Datato 1945, «Roma città aperta» è il titolo che fece conoscere al mondo intero il valore del nostro cinema e il talento di Roberto Rossellini, che successivamente realizzerà «Paisà» e «Germania anno zero» completando quella che venne definita la sua "trilogia della guerra".

Il film, ancora oggi uno dei più significativi instant-movie della storia della settima arte, venne girato nell'inverno tra il 1944 e il 1945 in condizioni proibitive e clandestine con una pellicola in parte comprata dagli americani e in parte trovata (anche scaduta) in qualche magazzino. I set, distrutti dalla guerra, erano le strade e i palazzi di Roma; il sonoro venne aggiunto in post-produzione con gli attori che doppiarono se stessi.
Sulla lavorazione, a dir poco travagliata, della pellicola Ugo Pirro scrisse un romanzo, intitolato «Celluloide», da cui Carlo Lizzani ha tratto un omonimo film, distribuito nel 1996, con Massimo Ghini nei panni di Roberto Rossellini.

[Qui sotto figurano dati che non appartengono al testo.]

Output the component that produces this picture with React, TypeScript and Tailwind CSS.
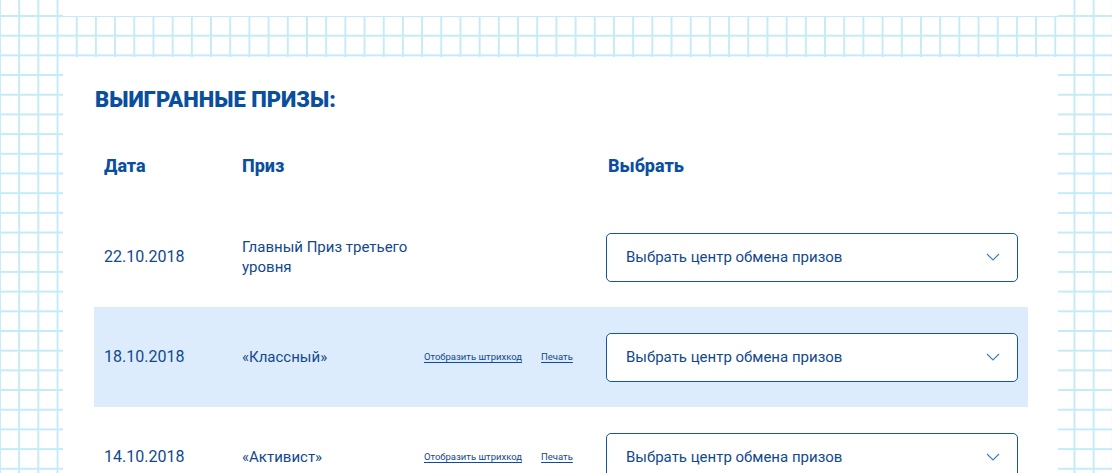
import React from "react";

const rows = [
  { date: "22.10.2018", prize: "Главный Приз третьего уровня", links: false, hl: false },
  { date: "18.10.2018", prize: "«Классный»", links: true, hl: true },
  { date: "14.10.2018", prize: "«Активист»", links: true, hl: false },
];

function Chevron() {
  return (
    <svg width="14" height="8" viewBox="0 0 14 8" fill="none">
      <polyline points="1,1 7,7 13,1" stroke="#3f7fc2" strokeWidth="1.2" />
    </svg>
  );
}

export default function App() {
  return (
    <div
      className="w-[1112px] h-[473px] overflow-hidden bg-white bg-[linear-gradient(to_right,#c4ebf8_2px,transparent_2px),linear-gradient(to_bottom,#c4ebf8_2px,transparent_2px)] bg-[size:19.2px_19.7px] bg-[position:-1px_15px] pl-[63px] pr-[54px] font-['Roboto',sans-serif]"
    >
      <div className="h-[16px] bg-white" />
      <div className="mt-[41px] h-[500px] bg-white pl-[31px] pr-[30px] pt-[31px]">
        <h1 className="pl-[1px] text-[22px] leading-[24px] font-black uppercase text-[#0a4f9e]">
          Выигранные призы:
        </h1>
        <div className="mt-[28px] flex h-[50px] items-center px-[10px] text-[18px] font-extrabold text-[#0a4f9e]">
          <div className="w-[138px]">Дата</div>
          <div className="w-[364px]">Приз</div>
          <div className="pl-[2px]">Выбрать</div>
        </div>
        <div className="mt-[17px] flex flex-col">
          {rows.map((r) => (
            <div
              key={r.date}
              className={
                "flex h-[100px] items-center px-[10px] text-[#11498c] " +
                (r.hl ? "bg-[#ddecfc]" : "")
              }
            >
              <div className="w-[138px] shrink-0 text-[16px]">{r.date}</div>
              <div className="w-[182px] shrink-0 pr-[10px] text-[15px] leading-[20px]">{r.prize}</div>
              <div className="flex w-[182px] shrink-0 items-center gap-[19px] text-[9.5px]">
                {r.links && (
                  <>
                    <span className="underline underline-offset-[2px] decoration-[#0a4f9e]">Отобразить штрихкод</span>
                    <span className="underline underline-offset-[2px] decoration-[#0a4f9e]">Печать</span>
                  </>
                )}
              </div>
              <div className="flex h-[49px] w-[412px] shrink-0 items-center justify-between rounded-[5px] border border-[#1557a0] bg-white pl-[19px] pr-[17px] text-[15px] text-[#11498c]">
                <span>Выбрать центр обмена призов</span>
                <Chevron />
              </div>
            </div>
          ))}
        </div>
      </div>
    </div>
  );
}
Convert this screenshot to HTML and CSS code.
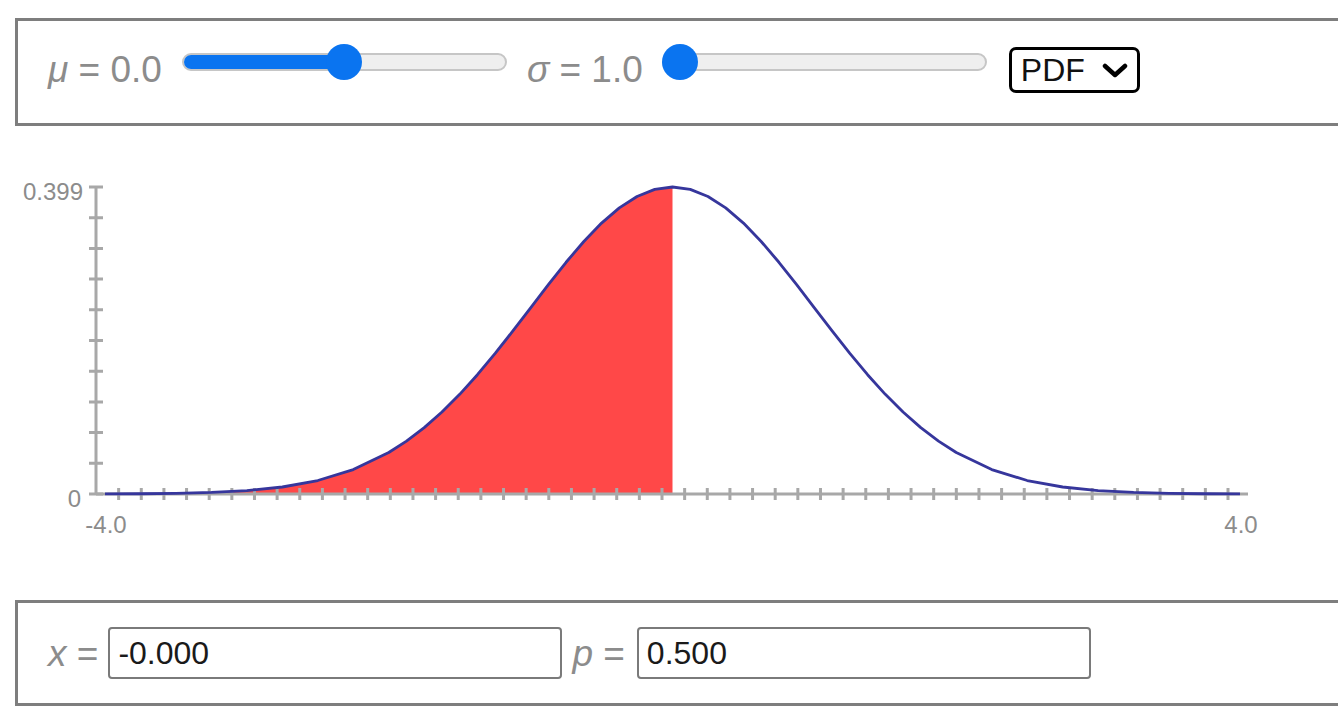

Boicottato dai (nostri) critici al momento dell'uscita, «Roma città aperta» riscosse presto uno straordinario successo internazionale (dal Gran Premio al Festival di Cannes alla nomination all'Oscar per la miglior sceneggiatura) che lo consacrò come una delle pietre miliari della settima arte.
I motivi di tanto apprezzamento sono svariati: dallo stile, ellittico e asciutto, del regista, all'interpretazione drammatica di Anna Magnani e Aldo Fabrizi fino, e forse soprattutto, alla capacità di raccontare la Storia praticamente in presa diretta.

La trama, infatti, mette in scena le sofferenze e il coraggio dell'Italia occupata: protagonisti sono un sacerdote, una popolana e un ingegnere comunista che cercheranno di resistere alle violenze dei nazisti.
Una delle sequenze più atroci e indimenticabili è la morte di Pina (Anna Magnani) sotto i colpi nemici mentre rincorre il camioncino che sta portando via il suo uomo: il pubblico dell'epoca non aveva mai assistito a una sequenza così brutale, realistica e drammatica allo stesso tempo.

Inizialmente doveva essere una cortometraggio, scritto da Alberto Consiglio, sulla vita di Don Morosini, ma Rossellini convinse una contessa a finanziare un progetto più ampio, che venne scritto dal regista insieme a un giovane Federico Fellini e a Sergio Amidei.
Tra i tanti autori che commentarono l'importanza storica di «Roma città aperta» svettano il francese Jean-Luc Godard («Con Roma città aperta l'Italia ha guadagnato il diritto di guardarsi di nuovo in faccia») e l'austriaco Otto Preminger che disse: «La storia del cinema si divide in due ere: una prima e una dopo Roma città aperta».